Para lá da retórica «de esquerda», que fica sempre bem no discurso voltado para uma parte significativa da opinião pública e do eleitorado que em Espanha ainda a valoriza – por aqui os socialistas há já muitos anos que quase prescindiram de tal coisa –, quando chega o momento de se confrontarem com a firmeza dos princípios e a preservação intransigente da memória os adeptos «psoeístas» do realismo político vacilam, refugiam-se na «legalidade» e contemporizam com os branqueadores de passados. Mas existe quem não vá na cantiga.

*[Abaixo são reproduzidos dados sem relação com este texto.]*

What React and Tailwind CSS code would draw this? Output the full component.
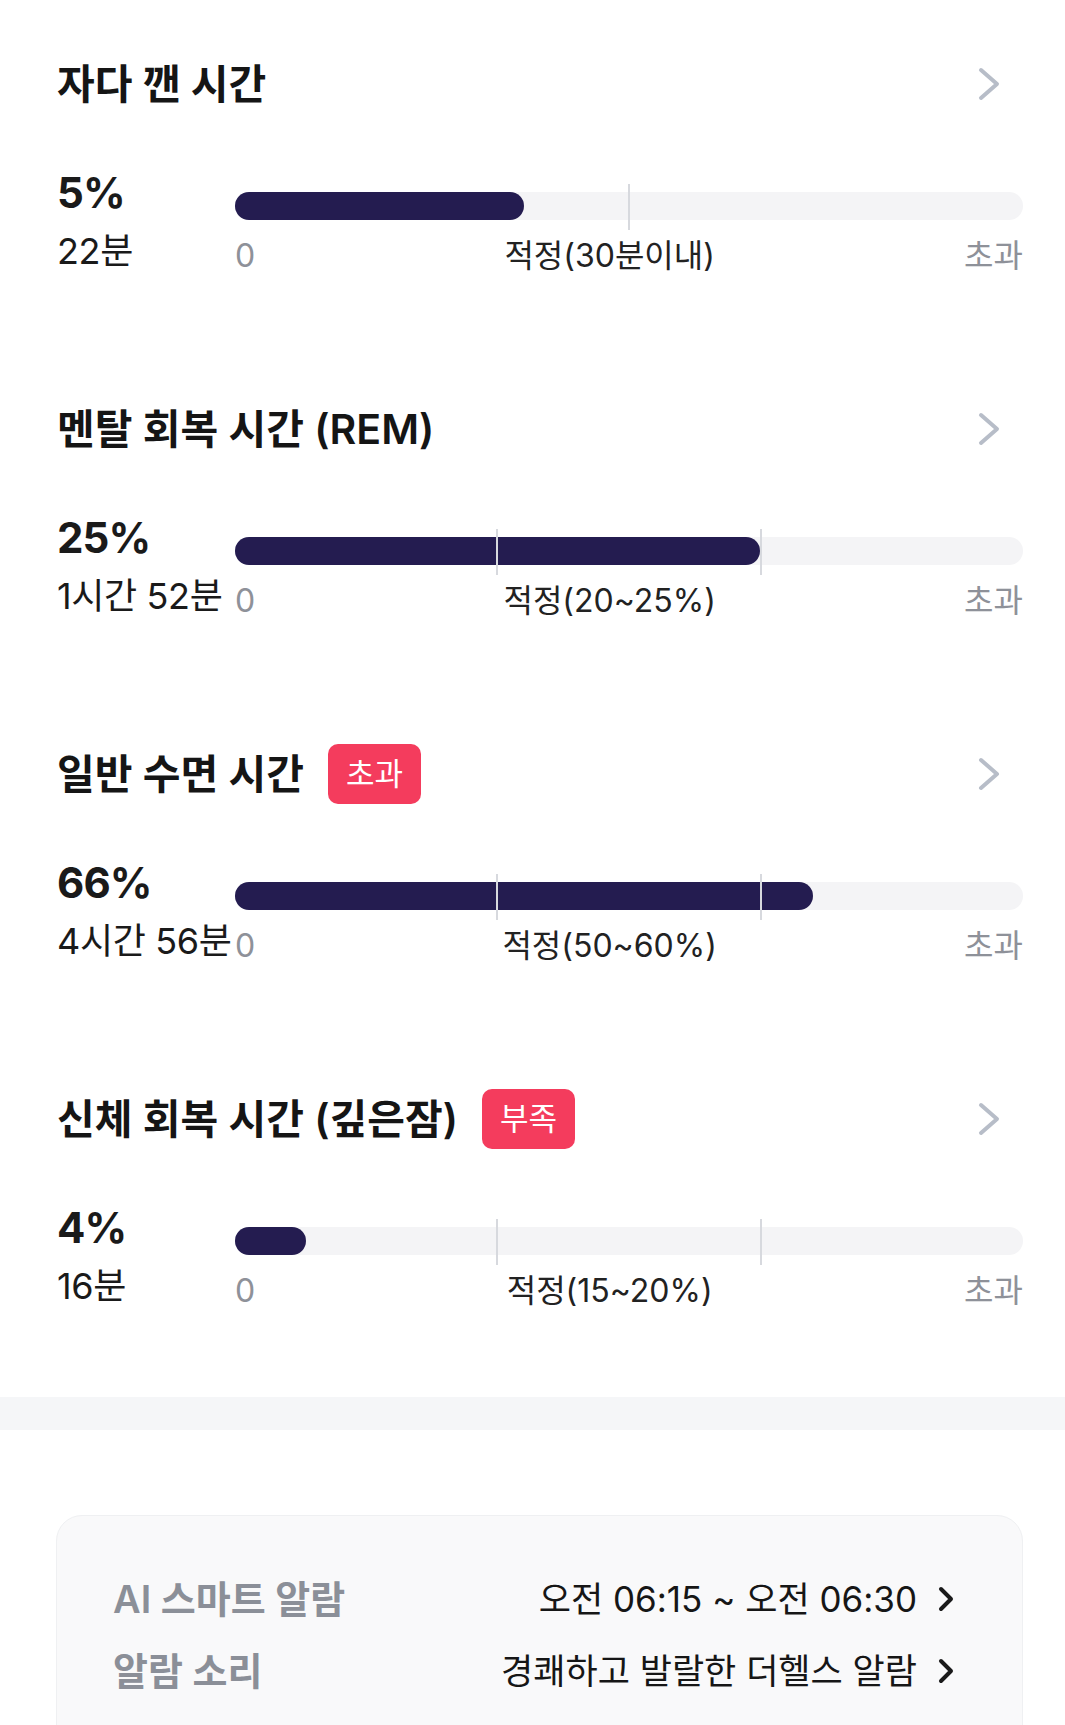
import React from 'react';

const font = { fontFamily: 'Inter, "Noto Sans CJK KR", sans-serif' };

const stages = [
  { title: '자다 깬 시간', badge: null, pct: '5%', time: '22분', fill: 289, ticks: [50], range: '적정(30분이내)' },
  { title: '멘탈 회복 시간 (REM)', badge: null, pct: '25%', time: '1시간 52분', fill: 525, ticks: [33.3, 66.7], range: '적정(20~25%)' },
  { title: '일반 수면 시간', badge: '초과', pct: '66%', time: '4시간 56분', fill: 578, ticks: [33.3, 66.7], range: '적정(50~60%)' },
  { title: '신체 회복 시간 (깊은잠)', badge: '부족', pct: '4%', time: '16분', fill: 71, ticks: [33.3, 66.7], range: '적정(15~20%)' },
];

function Chevron({ className, w, h, sw }) {
  return (
    <svg width={w} height={h} viewBox={`0 0 ${w} ${h}`} fill="none" className={className}>
      <polyline
        points={`${sw} ${sw}, ${w - sw} ${h / 2}, ${sw} ${h - sw}`}
        stroke="currentColor"
        strokeWidth={sw}
        strokeLinecap="round"
        strokeLinejoin="round"
      />
    </svg>
  );
}

function Stage({ s, last }) {
  return (
    <div className={last ? 'mb-[86px]' : 'mb-[123px]'}>
      <div className="h-[60px] flex items-center justify-between pr-[22px]">
        <div className="flex items-center gap-[24px]">
          <span className="text-[41px] font-semibold text-[#151515] leading-none whitespace-nowrap">{s.title}</span>
          {s.badge && (
            <span className="w-[93px] h-[60px] rounded-[10px] bg-[#f43c5d] text-white text-[31px] flex items-center justify-center">
              {s.badge}
            </span>
          )}
        </div>
        <Chevron w={24} h={36} sw={4} className="text-[#b7bdc8]" />
      </div>

      <div className="mt-[54px] flex">
        <div className="w-[178px] shrink-0 text-[#1a1a1a]">
          <div className="text-[42px] font-bold leading-[50px] tracking-[-0.02em]">{s.pct}</div>
          <div className="mt-[11px] text-[36px] leading-[44px] tracking-[-0.01em] whitespace-nowrap">{s.time}</div>
        </div>
        <div className="flex-1 pt-[24px]">
          <div className="relative h-[28px] rounded-full bg-[#f4f4f6]">
            <div className="h-full rounded-full bg-[#241c50]" style={{ width: s.fill }} />
            {s.ticks.map(t => (
              <div
                key={t}
                className="absolute top-[-8px] h-[46px] w-[2px] bg-[#d7d9de]"
                style={{ left: `calc(${t}% - 1px)` }}
              />
            ))}
          </div>
          <div className="mt-[16px] flex justify-between items-center leading-[40px] text-[32px]">
            <span className="text-[#8e9199]">0</span>
            <span className="text-[#222]">{s.range}</span>
            <span className="text-[#8e9199]">초과</span>
          </div>
        </div>
      </div>
    </div>
  );
}

export default function App() {
  return (
    <div className="w-[1065px] bg-white overflow-hidden" style={font}>
      <div className="pt-[54px] pl-[57px] pr-[42px]">
        {stages.map((s, i) => (
          <Stage key={s.title} s={s} last={i === stages.length - 1} />
        ))}
      </div>

      <div className="h-[33px] bg-[#f5f6f8]" />

      <div className="pt-[85px] px-[42px] pl-[56px] pb-[60px]">
        <div className="rounded-[26px] border border-[#eff0f2] bg-[#f9f9fa] pt-[58px] pb-[80px] pl-[56px] pr-[67px]">
          <div className="flex items-center justify-between h-[50px]">
            <span className="text-[38px] font-semibold text-[#8b8f98]">AI 스마트 알람</span>
            <div className="flex items-center gap-[20px]">
              <span className="text-[35px] text-[#161616]">오전 06:15 ~ 오전 06:30</span>
              <Chevron w={18} h={28} sw={4} className="text-[#1a1a1a]" />
            </div>
          </div>
          <div className="mt-[22px] flex items-center justify-between h-[50px]">
            <span className="text-[38px] font-semibold text-[#8b8f98]">알람 소리</span>
            <div className="flex items-center gap-[20px]">
              <span className="text-[35px] text-[#161616]">경쾌하고 발랄한 더헬스 알람</span>
              <Chevron w={18} h={28} sw={4} className="text-[#1a1a1a]" />
            </div>
          </div>
          <div className="h-[120px]" />
        </div>
      </div>
    </div>
  );
}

Apesar da tradição bem conhecida que foi capaz de construir ao longo dos 25 anos de vida como editora, a Taschen não deixa de surpreender pela crescente qualidade das suas produções, pela capacidade para oferecer a um público não especializado álbuns sempre inesperados, e pelo preço a que consegue colocá-los nas livrarias. Comprei hoje um magnífico The Polaroid Book saído já em 2008. Soube-me bem desembolsar apenas 8 euros por uma edição belíssima e quase luxuosa de 350 páginas, mas, sem exageros ou duplicidade, custou-me encontrar na última página a declaração Printed in China e procurar imaginar as longas horas de trabalho duro e mal pago, as mãos gretadas e as estantes provavelmente vazias, dos operários que a produziram. O prazer, acreditem, diminuiu um pouco. Porém, e como toda a gente, em breve esquecerei o detalhe e continuarei a ampliar a biblioteca com livros a baixo preço.